The couple perked up and replied that things have changed and they go there often for its food, people and invigorating bustle. Lisbon, I’ve since read, has become one of the most visited cities in Europe. My fellow travelers went on about it and inspired me to take a deeper look. The crazy result: I’m heading to Lisbon and Porto in mid-January. Expect a blog about sausage.

For the very first time in my many trips to Paris I did not see a classic American movie at one of the city’s numerous revival cinemas; no films (“An Affair to Remember” — pass) grabbed my interest, sadly. Yet I did take a short amble through my good friend Père Lachaise Cemetery, freckled as it was with fall leaves and dappled with autumn shadows. I sought out the relatively new grave of French actress Anna Karina, wife and muse of Jean-Luc Godard, with no luck. The place is massive. In fact I saw no celebrity plots — no Oscar Wilde, Jim Morrison or Edith Piaf — on this visit. Yet I still found a baroque beauty in death.
As always seems to happen, I strolled by Notre Dame several times. The gothic vision oddly emerges out of nowhere almost anywhere you go. It demands your attention.

She is tragically transformed after the April 2019 blaze that tore her soul out and broke the world’s collective heart. Only the indelible, indomitable facade is fully visible, as the rest of the cathedral is girdled by a fortress of construction walls, webbed in scaffolding and towered over by spindly cranes. Depressingly visible are exposed wood planks on the flying buttresses and gaping maws in the charred rooftop.

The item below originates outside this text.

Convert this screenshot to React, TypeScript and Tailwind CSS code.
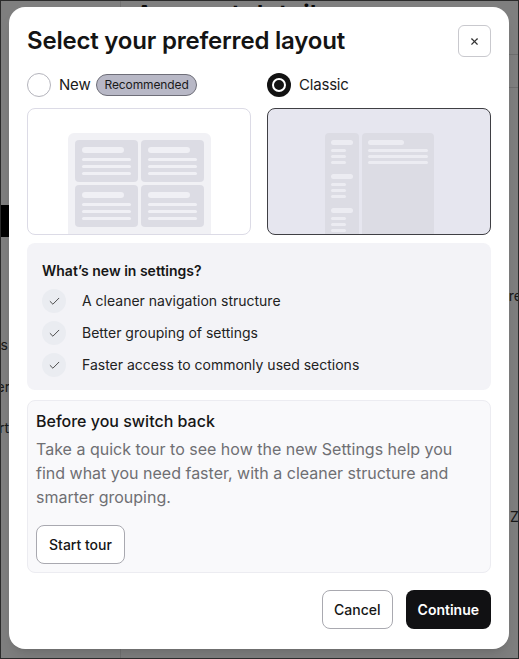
import { Check, X } from "lucide-react";

function NewPreview() {
  const tile = (
    <div className="rounded bg-[#dcdce4] px-[7px] pt-[7px]">
      <div className="h-[6px] w-[42px] rounded-full bg-[#f0f0f5]" />
      <div className="mt-[5px] h-[3px] w-[49px] rounded-full bg-[#f0f0f5]" />
      <div className="mt-[4px] h-[3px] w-[49px] rounded-full bg-[#f0f0f5]" />
      <div className="mt-[4px] h-[3px] w-[49px] rounded-full bg-[#f0f0f5]" />
    </div>
  );
  return (
    <div className="mx-auto mt-6 grid h-[110px] w-[143px] grid-cols-2 grid-rows-[42px_42px] gap-[3px] rounded-md bg-[#f1f1f5] p-[7px]">
      {tile}
      {tile}
      {tile}
      {tile}
    </div>
  );
}

function ClassicPreview() {
  const group = (
    <div className="mb-[10px]">
      <div className="h-[5px] w-[22px] rounded-full bg-[#ececf2]" />
      <div className="mt-[4px] h-[3px] w-[15px] rounded-full bg-[#ececf2]" />
      <div className="mt-[3px] h-[3px] w-[15px] rounded-full bg-[#ececf2]" />
      <div className="mt-[3px] h-[3px] w-[15px] rounded-full bg-[#ececf2]" />
    </div>
  );
  return (
    <div className="mx-auto mt-6 flex h-[110px] w-[109px] gap-[3px]">
      <div className="w-[34px] rounded bg-[#dcdce4] px-[6px] pt-[7px]">
        {group}
        {group}
        {group}
      </div>
      <div className="flex-1 rounded bg-[#dcdce4] px-[6px] pt-[7px]">
        <div className="h-[5px] w-[36px] rounded-full bg-[#ececf2]" />
        <div className="mt-[4px] h-[3px] w-[60px] rounded-full bg-[#ececf2]" />
        <div className="mt-[3px] h-[3px] w-[60px] rounded-full bg-[#ececf2]" />
        <div className="mt-[3px] h-[3px] w-[60px] rounded-full bg-[#ececf2]" />
      </div>
    </div>
  );
}

const features = [
  "A cleaner navigation structure",
  "Better grouping of settings",
  "Faster access to commonly used sections",
];

export default function App() {
  return (
    <div className="relative h-[659px] w-[519px] overflow-hidden border border-[#2b2b2b] bg-white font-['Inter',sans-serif]">
      {/* page behind the modal */}
      <div className="flex h-full">
        <div className="w-[120px] shrink-0 border-r border-[#e5e5e5] pt-[204px]">
          <div className="h-8 bg-black" />
          <div className="mt-[98px] flex justify-end whitespace-nowrap pr-[112px] text-sm text-[#333]">
            Settings
          </div>
          <div className="mt-[22px] flex justify-end whitespace-nowrap pr-[110px] text-sm text-[#333]">
            Member
          </div>
          <div className="mt-[21px] flex justify-end whitespace-nowrap pr-[111px] text-sm text-[#333]">
            Start
          </div>
        </div>
        <div className="flex-1">
          <div className="-mt-[6px] pl-[14px] text-[26px] font-semibold text-[#111]">
            Account details
          </div>
          <div className="mt-5 border-b border-[#ddd]" />
          <div className="mt-8 border-b border-[#ddd]" />
          <div className="mt-[198px] whitespace-nowrap pl-[366px] text-sm text-[#333]">Store</div>
          <div className="mt-[201px] whitespace-nowrap pl-[389px] text-sm text-[#333]">Zone</div>
        </div>
      </div>
      <div className="absolute inset-0 bg-black/50" />

      {/* modal */}
      <div className="absolute left-[8px] top-[6px] flex h-[642px] w-[500px] flex-col rounded-2xl bg-white px-[18px] pb-5 pt-[18px] shadow-lg">
        <div className="flex items-center justify-between">
          <h2 className="text-[24px] font-semibold leading-8 tracking-[-0.2px] text-[#141414]">
            Select your preferred layout
          </h2>
          <button className="flex h-8 w-[33px] items-center justify-center rounded-md border border-[#c9c9ce] text-[#333]">
            <X size={11} strokeWidth={2.5} />
          </button>
        </div>

        <div className="mt-4 grid grid-cols-2 gap-4">
          <div className="flex h-6 items-center">
            <span className="h-6 w-6 rounded-full border border-[#b4b4bc] bg-white" />
            <span className="ml-2 text-[15px] tracking-[-0.2px] text-[#1a1a1a]">New</span>
            <span className="ml-[6px] rounded-full border border-[#6e6e78] bg-[#b8b8c6] px-[7px] py-[2px] text-[12px] leading-4 tracking-[-0.1px] text-[#1a1a1a]">
              Recommended
            </span>
          </div>
          <div className="flex h-6 items-center">
            <span className="flex h-6 w-6 items-center justify-center rounded-full bg-[#121212]">
              <span className="h-[14px] w-[14px] rounded-full border-2 border-white bg-[#121212]" />
            </span>
            <span className="ml-2 text-[15px] tracking-[-0.2px] text-[#1a1a1a]">Classic</span>
          </div>
        </div>

        <div className="mt-[11px] grid grid-cols-2 gap-4">
          <div className="h-[127px] overflow-hidden rounded-lg border border-[#dcdbe6] bg-white">
            <NewPreview />
          </div>
          <div className="h-[127px] overflow-hidden rounded-lg border-[1.5px] border-[#3f3f44] bg-[#e6e6ef]">
            <ClassicPreview />
          </div>
        </div>

        <div className="mt-2 rounded-lg bg-[#f3f3f7] px-[15px] pb-[13px] pt-[18px]">
          <h3 className="text-[14px] font-semibold leading-5 text-[#161616]">
            What’s new in settings?
          </h3>
          <ul className="mt-2 flex flex-col gap-2">
            {features.map((f) => (
              <li key={f} className="flex items-center">
                <span className="flex h-6 w-6 items-center justify-center rounded-full bg-[#eaecf1] text-[#444]">
                  <Check size={13} strokeWidth={1.75} />
                </span>
                <span className="ml-4 text-[14px] leading-6 text-[#222]">{f}</span>
              </li>
            ))}
          </ul>
        </div>

        <div className="mt-[10px] rounded-lg border border-[#ececf1] bg-[#f9f9fb] px-2 pb-2 pt-2">
          <h3 className="text-[16px] font-medium leading-6 text-[#161616]">
            Before you switch back
          </h3>
          <p className="mt-[4px] text-[16px] leading-6 text-[#6f6f73]">
            Take a quick tour to see how the new Settings help you find what you
            need faster, with a cleaner structure and smarter grouping.
          </p>
          <button className="mt-[16px] h-[39px] rounded-lg border border-[#a9a9b0] bg-white px-3 text-[14px] font-medium text-[#161616]">
            Start tour
          </button>
        </div>

        <div className="mt-auto flex justify-end gap-[13px]">
          <button className="h-[39px] rounded-lg border border-[#a9a9b0] bg-white px-[11px] text-[14px] font-medium text-[#161616]">
            Cancel
          </button>
          <button className="h-[39px] rounded-lg bg-[#111113] px-[12px] text-[14px] font-semibold text-white">
            Continue
          </button>
        </div>
      </div>
    </div>
  );
}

The surrounding wall panels are emblazoned with photos and explanatory text describing the fire’s destruction and exactly what type of surgical procedures the ancient lady is now undergoing. It’s informative, and classy. People still come to gaze in awe, and the cathedral’s gargoyles still perch in the heavens, smirking, telegraphing in their way that everything will be all right.